The task - Reproduce the entries word for word, and omit any picture you find in them.

(Rows from a dataset of pages and code)
++++++++
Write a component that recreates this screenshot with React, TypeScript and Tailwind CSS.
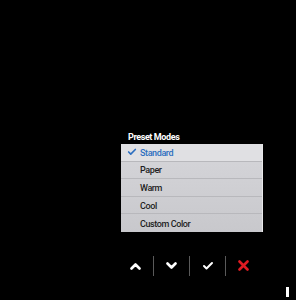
import { Check } from "lucide-react";

const modes = ["Standard", "Paper", "Warm", "Cool", "Custom Color"];

function Chevron({ up }: { up?: boolean }) {
  return (
    <svg width="11" height="8" viewBox="0 0 11 8" className="block">
      <path
        d={up ? "M1.5 6.5 L5.5 2.5 L9.5 6.5" : "M1.5 1.5 L5.5 5.5 L9.5 1.5"}
        fill="none"
        stroke="#ffffff"
        strokeWidth="2.6"
        strokeLinecap="round"
        strokeLinejoin="round"
      />
    </svg>
  );
}

export default function App() {
  return (
    <div className="w-[296px] h-[300px] bg-black flex flex-col font-['Roboto',sans-serif] overflow-hidden">
      <div className="pt-[131px] pl-[121px]">
        <p className="pl-[7px] text-[9px] font-bold text-white leading-[12px] tracking-[-0.4px]">
          Preset Modes
        </p>
        <div className="mt-[1px] w-[142px] border-r border-[#e8e8ea] bg-gradient-to-b from-[#d6d6da] to-[#c8c8cc]">
          {modes.map((m, i) => (
            <div
              key={m}
              className={`h-[17.6px] flex items-center border-b border-[#b8b8bc] last:border-b-0 ${
                i === 0 ? "bg-[#e0e0e3]" : ""
              }`}
            >
              <div className="w-[19px] flex justify-end pr-[3px]">
                {i === 0 && <Check className="w-[10px] h-[10px] text-[#2d6fc0]" strokeWidth={4} />}
              </div>
              <span
                className={`text-[9px] font-medium leading-none tracking-[-0.4px] pt-[2px] ${
                  i === 0 ? "text-[#2d6fc0]" : "text-[#1e1e22]"
                }`}
              >
                {m}
              </span>
            </div>
          ))}
        </div>
      </div>
      <div className="mt-[24px] ml-[118px] flex items-center h-[20px]">
        <div className="w-[35px] flex justify-center">
          <Chevron up />
        </div>
        <div className="w-px h-[20px] bg-[#5a5a5a]" />
        <div className="w-[35px] flex justify-center">
          <Chevron />
        </div>
        <div className="w-px h-[20px] bg-[#5a5a5a]" />
        <div className="w-[35px] flex justify-center">
          <Check className="w-[12px] h-[12px] text-white" strokeWidth={4} />
        </div>
        <div className="w-px h-[20px] bg-[#5a5a5a]" />
        <div className="w-[35px] flex justify-center">
          <svg width="11" height="11" viewBox="0 0 11 11">
            <path d="M1.5 1.5 L9.5 9.5 M9.5 1.5 L1.5 9.5" stroke="#e01b22" strokeWidth="2.6" strokeLinecap="round" />
          </svg>
        </div>
      </div>
      <div className="mt-[11px] ml-[286px] w-[3px] h-[10px] bg-white" />
    </div>
  );
}
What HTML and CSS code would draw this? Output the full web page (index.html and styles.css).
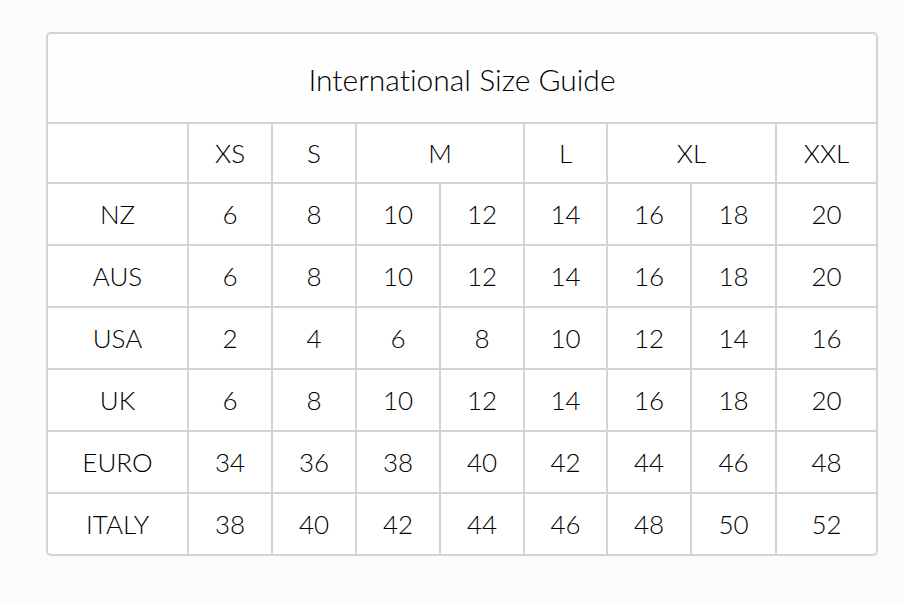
FILE: index.html
```html
<!DOCTYPE html>
<html>
<head>
<meta charset="utf-8">
<link rel="stylesheet" href="styles.css">
</head>
<body>
<div class="frame">
  <div class="guide">
    <div class="cell title">International Size Guide</div>

    <div class="cell"></div>
    <div class="cell">XS</div>
    <div class="cell">S</div>
    <div class="cell span2">M</div>
    <div class="cell">L</div>
    <div class="cell span2">XL</div>
    <div class="cell">XXL</div>

    <div class="cell">NZ</div><div class="cell">6</div><div class="cell">8</div><div class="cell">10</div><div class="cell">12</div><div class="cell">14</div><div class="cell">16</div><div class="cell">18</div><div class="cell">20</div>
    <div class="cell">AUS</div><div class="cell">6</div><div class="cell">8</div><div class="cell">10</div><div class="cell">12</div><div class="cell">14</div><div class="cell">16</div><div class="cell">18</div><div class="cell">20</div>
    <div class="cell">USA</div><div class="cell">2</div><div class="cell">4</div><div class="cell">6</div><div class="cell">8</div><div class="cell">10</div><div class="cell">12</div><div class="cell">14</div><div class="cell">16</div>
    <div class="cell">UK</div><div class="cell">6</div><div class="cell">8</div><div class="cell">10</div><div class="cell">12</div><div class="cell">14</div><div class="cell">16</div><div class="cell">18</div><div class="cell">20</div>
    <div class="cell">EURO</div><div class="cell">34</div><div class="cell">36</div><div class="cell">38</div><div class="cell">40</div><div class="cell">42</div><div class="cell">44</div><div class="cell">46</div><div class="cell">48</div>
    <div class="cell">ITALY</div><div class="cell">38</div><div class="cell">40</div><div class="cell">42</div><div class="cell">44</div><div class="cell">46</div><div class="cell">48</div><div class="cell">50</div><div class="cell">52</div>
  </div>
</div>
</body>
</html>
```

FILE: styles.css
```css
html, body {
  margin: 0;
  padding: 0;
  background: #fbfbfb;
}
body {
  padding: 32px 0 0 46px;
  font-family: Lato, "Open Sans", sans-serif;
  font-weight: 300;
  font-variant-ligatures: none;
  color: #000;
}
.frame {
  width: 828px;
  border: 2px solid #d4d4d4;
  border-radius: 5px;
  overflow: hidden;
  background: #d4d4d4;
}
.guide {
  display: grid;
  grid-template-columns: 139px 82px 82px 82px 82px 81px 82px 83px 99px;
  grid-template-rows: 88px 58px repeat(6, 60px);
  gap: 2px;
}
.cell {
  background: #fff;
  display: flex;
  align-items: center;
  justify-content: center;
  font-size: 26px;
  line-height: 1;
}
.title {
  grid-column: 1 / -1;
  background: #fefefe;
  font-size: 30px;
  padding-top: 2px;
}
.span2 {
  grid-column: span 2;
}
```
++++++++
Answer for the task -
Write a component that recreates this screenshot with React, TypeScript and Tailwind CSS.
import { Check } from "lucide-react";

const modes = ["Standard", "Paper", "Warm", "Cool", "Custom Color"];

function Chevron({ up }: { up?: boolean }) {
  return (
    <svg width="11" height="8" viewBox="0 0 11 8" className="block">
      <path
        d={up ? "M1.5 6.5 L5.5 2.5 L9.5 6.5" : "M1.5 1.5 L5.5 5.5 L9.5 1.5"}
        fill="none"
        stroke="#ffffff"
        strokeWidth="2.6"
        strokeLinecap="round"
        strokeLinejoin="round"
      />
    </svg>
  );
}

export default function App() {
  return (
    <div className="w-[296px] h-[300px] bg-black flex flex-col font-['Roboto',sans-serif] overflow-hidden">
      <div className="pt-[131px] pl-[121px]">
        <p className="pl-[7px] text-[9px] font-bold text-white leading-[12px] tracking-[-0.4px]">
          Preset Modes
        </p>
        <div className="mt-[1px] w-[142px] border-r border-[#e8e8ea] bg-gradient-to-b from-[#d6d6da] to-[#c8c8cc]">
          {modes.map((m, i) => (
            <div
              key={m}
              className={`h-[17.6px] flex items-center border-b border-[#b8b8bc] last:border-b-0 ${
                i === 0 ? "bg-[#e0e0e3]" : ""
              }`}
            >
              <div className="w-[19px] flex justify-end pr-[3px]">
                {i === 0 && <Check className="w-[10px] h-[10px] text-[#2d6fc0]" strokeWidth={4} />}
              </div>
              <span
                className={`text-[9px] font-medium leading-none tracking-[-0.4px] pt-[2px] ${
                  i === 0 ? "text-[#2d6fc0]" : "text-[#1e1e22]"
                }`}
              >
                {m}
              </span>
            </div>
          ))}
        </div>
      </div>
      <div className="mt-[24px] ml-[118px] flex items-center h-[20px]">
        <div className="w-[35px] flex justify-center">
          <Chevron up />
        </div>
        <div className="w-px h-[20px] bg-[#5a5a5a]" />
        <div className="w-[35px] flex justify-center">
          <Chevron />
        </div>
        <div className="w-px h-[20px] bg-[#5a5a5a]" />
        <div className="w-[35px] flex justify-center">
          <Check className="w-[12px] h-[12px] text-white" strokeWidth={4} />
        </div>
        <div className="w-px h-[20px] bg-[#5a5a5a]" />
        <div className="w-[35px] flex justify-center">
          <svg width="11" height="11" viewBox="0 0 11 11">
            <path d="M1.5 1.5 L9.5 9.5 M9.5 1.5 L1.5 9.5" stroke="#e01b22" strokeWidth="2.6" strokeLinecap="round" />
          </svg>
        </div>
      </div>
      <div className="mt-[11px] ml-[286px] w-[3px] h-[10px] bg-white" />
    </div>
  );
}
What HTML and CSS code would draw this? Output the full web page (index.html and styles.css).
FILE: index.html
```html
<!DOCTYPE html>
<html>
<head>
<meta charset="utf-8">
<link rel="stylesheet" href="styles.css">
</head>
<body>
<div class="frame">
  <div class="guide">
    <div class="cell title">International Size Guide</div>

    <div class="cell"></div>
    <div class="cell">XS</div>
    <div class="cell">S</div>
    <div class="cell span2">M</div>
    <div class="cell">L</div>
    <div class="cell span2">XL</div>
    <div class="cell">XXL</div>

    <div class="cell">NZ</div><div class="cell">6</div><div class="cell">8</div><div class="cell">10</div><div class="cell">12</div><div class="cell">14</div><div class="cell">16</div><div class="cell">18</div><div class="cell">20</div>
    <div class="cell">AUS</div><div class="cell">6</div><div class="cell">8</div><div class="cell">10</div><div class="cell">12</div><div class="cell">14</div><div class="cell">16</div><div class="cell">18</div><div class="cell">20</div>
    <div class="cell">USA</div><div class="cell">2</div><div class="cell">4</div><div class="cell">6</div><div class="cell">8</div><div class="cell">10</div><div class="cell">12</div><div class="cell">14</div><div class="cell">16</div>
    <div class="cell">UK</div><div class="cell">6</div><div class="cell">8</div><div class="cell">10</div><div class="cell">12</div><div class="cell">14</div><div class="cell">16</div><div class="cell">18</div><div class="cell">20</div>
    <div class="cell">EURO</div><div class="cell">34</div><div class="cell">36</div><div class="cell">38</div><div class="cell">40</div><div class="cell">42</div><div class="cell">44</div><div class="cell">46</div><div class="cell">48</div>
    <div class="cell">ITALY</div><div class="cell">38</div><div class="cell">40</div><div class="cell">42</div><div class="cell">44</div><div class="cell">46</div><div class="cell">48</div><div class="cell">50</div><div class="cell">52</div>
  </div>
</div>
</body>
</html>
```

FILE: styles.css
```css
html, body {
  margin: 0;
  padding: 0;
  background: #fbfbfb;
}
body {
  padding: 32px 0 0 46px;
  font-family: Lato, "Open Sans", sans-serif;
  font-weight: 300;
  font-variant-ligatures: none;
  color: #000;
}
.frame {
  width: 828px;
  border: 2px solid #d4d4d4;
  border-radius: 5px;
  overflow: hidden;
  background: #d4d4d4;
}
.guide {
  display: grid;
  grid-template-columns: 139px 82px 82px 82px 82px 81px 82px 83px 99px;
  grid-template-rows: 88px 58px repeat(6, 60px);
  gap: 2px;
}
.cell {
  background: #fff;
  display: flex;
  align-items: center;
  justify-content: center;
  font-size: 26px;
  line-height: 1;
}
.title {
  grid-column: 1 / -1;
  background: #fefefe;
  font-size: 30px;
  padding-top: 2px;
}
.span2 {
  grid-column: span 2;
}
```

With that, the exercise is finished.